Selvey also says that at the time Crowe was given a 5 per cent chance of living for a further year and that he was 13 days off that prognosis when he died yesterday, aged 53, of double hit lymphoma.
"He had been diagnosed with follicular lymphoma a couple of years previously but appeared to be in remission, cleared, until the cancer returned, in the virulent terminal form of double-hit lymphoma," he wrote.
"The apparently hale nature of his condition was a camouflage. When he was awake, he said, he did indeed feel good, but rather than undergoing yet more chemotherapy he was by then self-medicating with liquid marijuana and sleeping 15 hours a day. Happy hours though, he said."

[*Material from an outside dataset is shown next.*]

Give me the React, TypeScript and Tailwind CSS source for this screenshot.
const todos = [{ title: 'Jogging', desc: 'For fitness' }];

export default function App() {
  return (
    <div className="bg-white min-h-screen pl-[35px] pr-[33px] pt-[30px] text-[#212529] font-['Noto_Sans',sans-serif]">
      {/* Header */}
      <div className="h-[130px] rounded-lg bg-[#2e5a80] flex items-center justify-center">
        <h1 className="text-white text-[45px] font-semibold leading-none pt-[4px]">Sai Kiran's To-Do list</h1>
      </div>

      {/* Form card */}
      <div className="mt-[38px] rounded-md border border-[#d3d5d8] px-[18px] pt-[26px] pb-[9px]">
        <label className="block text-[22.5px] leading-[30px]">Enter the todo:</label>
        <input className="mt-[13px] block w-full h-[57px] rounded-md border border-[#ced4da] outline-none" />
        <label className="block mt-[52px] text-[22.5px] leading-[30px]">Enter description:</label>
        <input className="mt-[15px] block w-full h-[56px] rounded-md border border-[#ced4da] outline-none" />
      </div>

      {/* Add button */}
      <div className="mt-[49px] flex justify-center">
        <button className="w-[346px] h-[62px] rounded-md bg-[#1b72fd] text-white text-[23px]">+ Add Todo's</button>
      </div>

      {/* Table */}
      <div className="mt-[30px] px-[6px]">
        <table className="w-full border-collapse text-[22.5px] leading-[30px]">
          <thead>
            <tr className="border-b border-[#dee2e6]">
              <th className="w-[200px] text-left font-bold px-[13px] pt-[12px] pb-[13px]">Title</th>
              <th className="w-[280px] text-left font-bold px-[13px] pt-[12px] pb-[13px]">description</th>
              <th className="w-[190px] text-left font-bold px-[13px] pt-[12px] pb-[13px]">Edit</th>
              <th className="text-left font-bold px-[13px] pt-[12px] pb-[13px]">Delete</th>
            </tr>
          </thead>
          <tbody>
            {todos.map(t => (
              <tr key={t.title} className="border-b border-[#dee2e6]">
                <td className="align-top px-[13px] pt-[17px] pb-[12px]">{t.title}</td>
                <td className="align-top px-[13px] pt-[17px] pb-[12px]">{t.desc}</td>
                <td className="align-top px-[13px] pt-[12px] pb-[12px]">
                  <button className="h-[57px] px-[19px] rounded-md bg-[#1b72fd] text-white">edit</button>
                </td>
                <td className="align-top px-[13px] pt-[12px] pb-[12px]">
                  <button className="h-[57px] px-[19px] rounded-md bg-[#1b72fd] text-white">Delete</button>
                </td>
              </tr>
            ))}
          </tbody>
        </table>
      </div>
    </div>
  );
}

Selvey added in his moving tribute: "Has there ever been a sharper cricket mind? Not in my experience. For all the orthodoxy of his play, he was an innovator, someone ahead of his time by years."
His article is among scores of tributes which have flooded in from around the world after the death of the Kiwi sporting great.
Medical marijuana use in New Zealand hit headlines again earlier this year when former union boss Helen Kelly sought legal and regular supply of the drug.
Ms Kelly, who has lung cancer, wrote to Associate Health Minister Peter Dunne in January to seek permission to use medicinal cannabis.
But earlier this month, the ministry responded to her application, saying it would be deferred because it did not contain enough information.
A spokesman for Mr Dunne told the Herald the Ministry of Health was not aware of Crowe using the drug and there hadn't been any correspondence with him about it.
"No approach made to the minister or officials that we're aware of," the spokesman said.
"Not at all. It's news to us."
Mr Dunne was in Australia from Monday to Wednesday this week at the Australian Drug Foundation's National Drug Summit.
His spokesman said the minister was participating in a forum on the issue of medical marijuana and spoke with his ministerial counterparts in New South Wales and Canberra.
Australia recently passed legislation to legalise the cultivation of cannabis for medicinal purposes.
The legislation passed federal Parliament on Wednesday last week, and the Government is now expected to take at least six months to write the regulations to allow cannabis to be grown legally under licence.
Mr Dunne approved the use of medicinal cannabis for Nelson teenager Alex Renton last year. The 19-year-old, who suffered from seizures and was in a coma, died in July.
Last week Mr Dunne announced that the guidelines for considering applications from people wanting to use cannabis for medical purposes would be reviewed.
He said the need for "fine-tuning" was inevitable, given that medical cannabis was a new policy area for the Ministry of Health and wider medical profession.
"The guidelines were set up at my request following the Alex Renton case in 2015, so far the only case where ministerial approval was granted, following an application from Mr Renton's treating clinicians to administer the restricted product Elixinol," the minister said at the time.
He said the guidelines were more recently applied to an application for medical cannabis made on behalf of Ms Kelly, but subsequently withdrawn by her oncologist before any ministerial decision was required.
"While I am satisfied that on the whole the guidelines are sound, they were prepared as guidance only. They allow for flexibility across different clinical situations, and are certainly not set in stone as some have claimed.
"Nonetheless, some further review would be beneficial and I have asked officials to undertake further consideration of them. I am not ruling out seeking external input into this review process."
Ms Kelly was already using cannabis oil to ease her pain, and has said that the drug was "brilliant" for helping with nausea, lost appetite, and pain relief following chemotherapy.
Patients can apply to the Ministry of Health to get access to one form of medical cannabis, Sativex, which has been cleared for use in New Zealand.
Ms Kelly was seeking approval for a non-pharmaceutical-grade cannabis which does not have approval in New Zealand.
This has a stricter set of criteria for approval and requires the patient to be very ill or dying and in hospital when the treatment begins.
Ms Kelly resigned from the Council of Trade Unions in October because of her deteriorating condition.